**WRITTEN PROBLEM:**
Count the lines below that include the word "components" and write that number alone.
━━━━━━━━━━━━━━━━━━━━
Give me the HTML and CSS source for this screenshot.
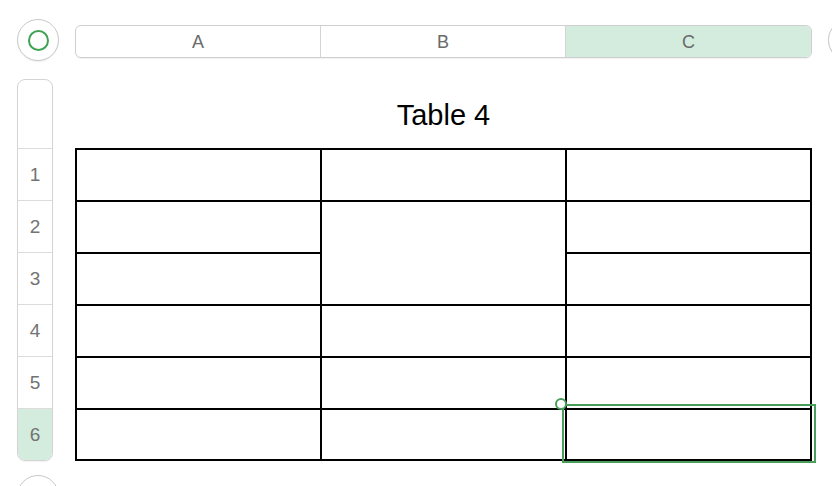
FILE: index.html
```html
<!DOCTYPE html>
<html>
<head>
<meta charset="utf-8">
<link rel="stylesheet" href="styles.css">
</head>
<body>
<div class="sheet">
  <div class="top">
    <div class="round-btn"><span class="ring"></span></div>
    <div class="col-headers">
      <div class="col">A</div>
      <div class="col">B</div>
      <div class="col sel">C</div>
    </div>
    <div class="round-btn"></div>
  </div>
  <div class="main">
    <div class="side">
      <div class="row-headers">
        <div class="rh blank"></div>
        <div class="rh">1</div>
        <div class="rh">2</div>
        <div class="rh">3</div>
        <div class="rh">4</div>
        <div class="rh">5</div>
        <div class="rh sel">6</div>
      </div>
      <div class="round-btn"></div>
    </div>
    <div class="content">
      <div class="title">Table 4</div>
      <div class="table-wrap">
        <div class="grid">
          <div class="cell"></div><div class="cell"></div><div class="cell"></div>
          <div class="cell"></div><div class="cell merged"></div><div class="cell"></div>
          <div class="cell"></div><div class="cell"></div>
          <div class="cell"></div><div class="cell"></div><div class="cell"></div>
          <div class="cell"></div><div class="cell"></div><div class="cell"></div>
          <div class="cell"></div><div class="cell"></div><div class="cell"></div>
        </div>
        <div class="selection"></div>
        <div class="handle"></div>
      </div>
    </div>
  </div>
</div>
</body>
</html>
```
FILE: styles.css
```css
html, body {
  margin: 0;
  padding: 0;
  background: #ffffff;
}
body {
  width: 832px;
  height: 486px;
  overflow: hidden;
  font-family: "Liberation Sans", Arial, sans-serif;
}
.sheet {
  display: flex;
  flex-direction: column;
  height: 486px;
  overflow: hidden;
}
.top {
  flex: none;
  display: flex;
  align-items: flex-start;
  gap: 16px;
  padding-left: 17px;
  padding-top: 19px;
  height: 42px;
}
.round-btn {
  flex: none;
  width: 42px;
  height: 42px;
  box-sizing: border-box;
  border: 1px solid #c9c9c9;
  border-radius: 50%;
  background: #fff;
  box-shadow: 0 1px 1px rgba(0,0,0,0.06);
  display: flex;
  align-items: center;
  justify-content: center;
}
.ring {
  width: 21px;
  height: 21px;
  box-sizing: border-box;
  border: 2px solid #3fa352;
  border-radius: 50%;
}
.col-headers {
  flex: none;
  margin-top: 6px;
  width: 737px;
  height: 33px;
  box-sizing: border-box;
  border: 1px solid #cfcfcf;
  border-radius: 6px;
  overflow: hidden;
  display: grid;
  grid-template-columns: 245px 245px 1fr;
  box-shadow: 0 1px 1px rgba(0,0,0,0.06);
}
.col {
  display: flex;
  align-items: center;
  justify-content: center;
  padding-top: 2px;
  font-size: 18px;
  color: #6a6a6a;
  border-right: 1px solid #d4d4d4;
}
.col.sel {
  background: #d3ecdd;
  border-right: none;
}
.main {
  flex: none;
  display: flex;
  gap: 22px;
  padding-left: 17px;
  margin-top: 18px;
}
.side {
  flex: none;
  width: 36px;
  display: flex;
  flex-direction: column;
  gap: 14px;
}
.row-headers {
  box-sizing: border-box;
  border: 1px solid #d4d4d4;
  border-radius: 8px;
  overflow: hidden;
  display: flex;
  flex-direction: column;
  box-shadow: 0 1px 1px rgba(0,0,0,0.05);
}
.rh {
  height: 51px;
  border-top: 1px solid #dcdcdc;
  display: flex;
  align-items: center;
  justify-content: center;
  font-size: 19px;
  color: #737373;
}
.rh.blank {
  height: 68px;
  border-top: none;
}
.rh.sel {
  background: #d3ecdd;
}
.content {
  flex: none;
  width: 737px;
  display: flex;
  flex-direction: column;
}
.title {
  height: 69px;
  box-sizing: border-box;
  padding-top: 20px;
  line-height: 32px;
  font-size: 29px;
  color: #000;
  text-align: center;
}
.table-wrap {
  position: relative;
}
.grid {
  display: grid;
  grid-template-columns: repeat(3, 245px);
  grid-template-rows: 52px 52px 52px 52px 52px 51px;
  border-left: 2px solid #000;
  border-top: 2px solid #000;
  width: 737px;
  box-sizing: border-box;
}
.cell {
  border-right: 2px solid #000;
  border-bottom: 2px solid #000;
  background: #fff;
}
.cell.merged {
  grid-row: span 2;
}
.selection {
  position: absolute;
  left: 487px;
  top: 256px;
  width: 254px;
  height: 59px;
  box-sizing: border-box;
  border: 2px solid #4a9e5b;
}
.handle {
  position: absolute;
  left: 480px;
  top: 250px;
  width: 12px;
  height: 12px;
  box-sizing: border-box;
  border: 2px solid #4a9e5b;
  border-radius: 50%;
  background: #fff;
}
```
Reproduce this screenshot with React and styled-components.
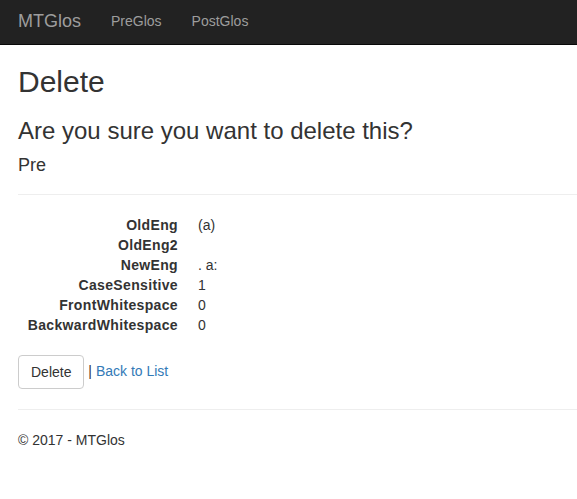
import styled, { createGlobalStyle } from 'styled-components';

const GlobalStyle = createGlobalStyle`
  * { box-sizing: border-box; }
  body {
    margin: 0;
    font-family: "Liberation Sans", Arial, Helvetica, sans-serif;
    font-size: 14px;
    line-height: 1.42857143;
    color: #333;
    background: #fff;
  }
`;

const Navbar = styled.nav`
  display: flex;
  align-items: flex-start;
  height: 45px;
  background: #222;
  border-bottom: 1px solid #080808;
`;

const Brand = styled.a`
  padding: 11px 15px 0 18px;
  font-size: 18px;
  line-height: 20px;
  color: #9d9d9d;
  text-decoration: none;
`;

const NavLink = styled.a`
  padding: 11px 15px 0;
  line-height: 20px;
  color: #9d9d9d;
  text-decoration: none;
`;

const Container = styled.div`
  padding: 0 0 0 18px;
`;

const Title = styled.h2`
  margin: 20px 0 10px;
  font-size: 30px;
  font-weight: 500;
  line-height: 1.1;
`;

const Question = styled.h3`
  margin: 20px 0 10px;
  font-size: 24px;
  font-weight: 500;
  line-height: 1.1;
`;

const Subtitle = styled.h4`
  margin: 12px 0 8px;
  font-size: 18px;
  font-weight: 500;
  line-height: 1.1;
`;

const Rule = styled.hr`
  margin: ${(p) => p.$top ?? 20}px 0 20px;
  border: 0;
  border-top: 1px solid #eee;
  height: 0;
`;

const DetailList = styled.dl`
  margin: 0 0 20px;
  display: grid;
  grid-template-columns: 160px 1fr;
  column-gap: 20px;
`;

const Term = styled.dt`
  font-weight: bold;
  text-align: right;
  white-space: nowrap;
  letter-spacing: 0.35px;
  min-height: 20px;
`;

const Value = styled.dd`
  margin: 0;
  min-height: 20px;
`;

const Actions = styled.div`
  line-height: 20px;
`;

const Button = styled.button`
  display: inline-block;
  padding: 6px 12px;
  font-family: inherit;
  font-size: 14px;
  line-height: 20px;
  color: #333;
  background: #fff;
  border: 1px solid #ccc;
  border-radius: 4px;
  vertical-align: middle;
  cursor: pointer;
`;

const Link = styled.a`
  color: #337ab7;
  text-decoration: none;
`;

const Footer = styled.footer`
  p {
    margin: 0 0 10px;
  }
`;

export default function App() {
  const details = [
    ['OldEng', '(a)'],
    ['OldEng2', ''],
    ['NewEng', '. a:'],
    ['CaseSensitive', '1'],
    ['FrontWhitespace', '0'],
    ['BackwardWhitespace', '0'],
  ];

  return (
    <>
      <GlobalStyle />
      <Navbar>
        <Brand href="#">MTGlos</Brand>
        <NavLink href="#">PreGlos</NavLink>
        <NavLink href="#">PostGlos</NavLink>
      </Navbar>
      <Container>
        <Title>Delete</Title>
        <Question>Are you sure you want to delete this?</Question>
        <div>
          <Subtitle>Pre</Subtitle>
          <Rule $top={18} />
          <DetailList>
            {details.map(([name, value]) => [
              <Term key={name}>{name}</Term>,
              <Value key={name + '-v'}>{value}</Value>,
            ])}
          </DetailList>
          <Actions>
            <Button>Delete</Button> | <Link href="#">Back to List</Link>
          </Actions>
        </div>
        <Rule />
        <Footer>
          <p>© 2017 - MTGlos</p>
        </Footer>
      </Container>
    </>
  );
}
━━━━━━━━━━━━━━━━━━━━
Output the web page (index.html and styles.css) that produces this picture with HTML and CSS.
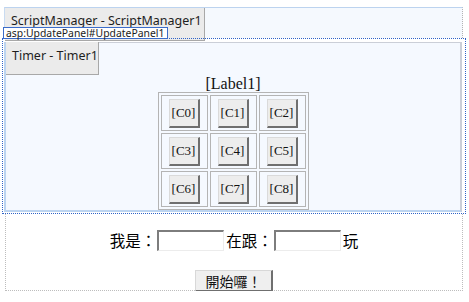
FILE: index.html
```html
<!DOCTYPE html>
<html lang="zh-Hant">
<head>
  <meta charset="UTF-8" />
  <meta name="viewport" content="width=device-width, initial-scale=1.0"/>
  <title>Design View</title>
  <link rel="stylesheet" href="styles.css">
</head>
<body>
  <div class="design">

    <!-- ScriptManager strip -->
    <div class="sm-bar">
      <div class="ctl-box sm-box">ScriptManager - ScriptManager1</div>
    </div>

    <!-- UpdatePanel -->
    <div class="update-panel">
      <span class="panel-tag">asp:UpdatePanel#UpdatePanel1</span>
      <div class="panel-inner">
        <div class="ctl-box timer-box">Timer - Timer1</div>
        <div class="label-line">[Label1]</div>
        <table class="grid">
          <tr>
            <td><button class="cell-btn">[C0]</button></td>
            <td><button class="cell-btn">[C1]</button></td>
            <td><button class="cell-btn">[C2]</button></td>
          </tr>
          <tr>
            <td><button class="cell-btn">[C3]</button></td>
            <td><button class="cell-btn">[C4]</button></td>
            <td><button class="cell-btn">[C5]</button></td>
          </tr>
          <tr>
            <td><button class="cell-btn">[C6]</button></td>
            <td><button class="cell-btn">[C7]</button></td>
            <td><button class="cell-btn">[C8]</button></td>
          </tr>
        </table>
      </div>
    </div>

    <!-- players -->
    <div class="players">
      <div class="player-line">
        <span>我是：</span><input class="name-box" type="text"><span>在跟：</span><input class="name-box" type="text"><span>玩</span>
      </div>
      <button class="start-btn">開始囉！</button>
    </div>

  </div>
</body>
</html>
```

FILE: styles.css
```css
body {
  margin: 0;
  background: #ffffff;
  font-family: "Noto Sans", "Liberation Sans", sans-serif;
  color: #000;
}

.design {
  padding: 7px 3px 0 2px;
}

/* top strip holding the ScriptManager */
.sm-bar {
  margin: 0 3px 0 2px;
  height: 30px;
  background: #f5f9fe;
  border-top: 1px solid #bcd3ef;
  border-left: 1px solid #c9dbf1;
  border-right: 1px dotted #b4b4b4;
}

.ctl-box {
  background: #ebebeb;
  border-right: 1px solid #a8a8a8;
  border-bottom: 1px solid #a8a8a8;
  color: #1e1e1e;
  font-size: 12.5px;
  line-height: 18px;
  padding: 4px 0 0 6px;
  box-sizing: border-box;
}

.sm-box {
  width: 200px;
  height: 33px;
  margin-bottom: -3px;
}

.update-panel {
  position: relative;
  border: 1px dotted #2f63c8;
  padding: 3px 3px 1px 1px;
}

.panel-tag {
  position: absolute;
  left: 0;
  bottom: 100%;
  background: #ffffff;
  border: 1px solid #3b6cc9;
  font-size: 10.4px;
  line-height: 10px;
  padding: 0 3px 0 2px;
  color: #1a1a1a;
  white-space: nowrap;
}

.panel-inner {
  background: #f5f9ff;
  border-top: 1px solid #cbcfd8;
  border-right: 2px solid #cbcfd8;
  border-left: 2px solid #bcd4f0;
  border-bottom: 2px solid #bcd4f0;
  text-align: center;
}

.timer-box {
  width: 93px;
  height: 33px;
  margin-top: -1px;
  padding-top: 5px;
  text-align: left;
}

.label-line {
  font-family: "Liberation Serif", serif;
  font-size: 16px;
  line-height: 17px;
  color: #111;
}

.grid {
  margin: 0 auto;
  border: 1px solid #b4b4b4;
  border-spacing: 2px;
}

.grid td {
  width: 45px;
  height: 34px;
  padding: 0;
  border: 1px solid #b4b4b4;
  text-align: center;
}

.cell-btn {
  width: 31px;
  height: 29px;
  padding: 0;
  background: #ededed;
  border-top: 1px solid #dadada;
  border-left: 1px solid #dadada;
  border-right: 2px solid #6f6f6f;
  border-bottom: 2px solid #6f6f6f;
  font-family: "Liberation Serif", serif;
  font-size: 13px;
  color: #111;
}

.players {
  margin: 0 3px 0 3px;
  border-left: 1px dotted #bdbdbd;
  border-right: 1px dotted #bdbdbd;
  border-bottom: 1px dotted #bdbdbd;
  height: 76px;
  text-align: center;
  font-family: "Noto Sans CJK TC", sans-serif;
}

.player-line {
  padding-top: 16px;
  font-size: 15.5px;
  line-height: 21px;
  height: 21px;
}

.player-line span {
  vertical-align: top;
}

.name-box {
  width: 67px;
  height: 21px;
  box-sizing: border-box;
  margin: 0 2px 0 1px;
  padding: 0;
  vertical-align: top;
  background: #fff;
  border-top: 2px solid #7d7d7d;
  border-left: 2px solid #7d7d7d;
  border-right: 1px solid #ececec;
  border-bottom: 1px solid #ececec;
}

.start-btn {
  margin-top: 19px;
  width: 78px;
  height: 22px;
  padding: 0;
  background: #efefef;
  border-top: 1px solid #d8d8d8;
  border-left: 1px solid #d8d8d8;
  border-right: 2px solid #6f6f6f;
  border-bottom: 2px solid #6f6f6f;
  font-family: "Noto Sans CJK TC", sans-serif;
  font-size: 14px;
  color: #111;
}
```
━━━━━━━━━━━━━━━━━━━━
**WORKED ANSWER:**
2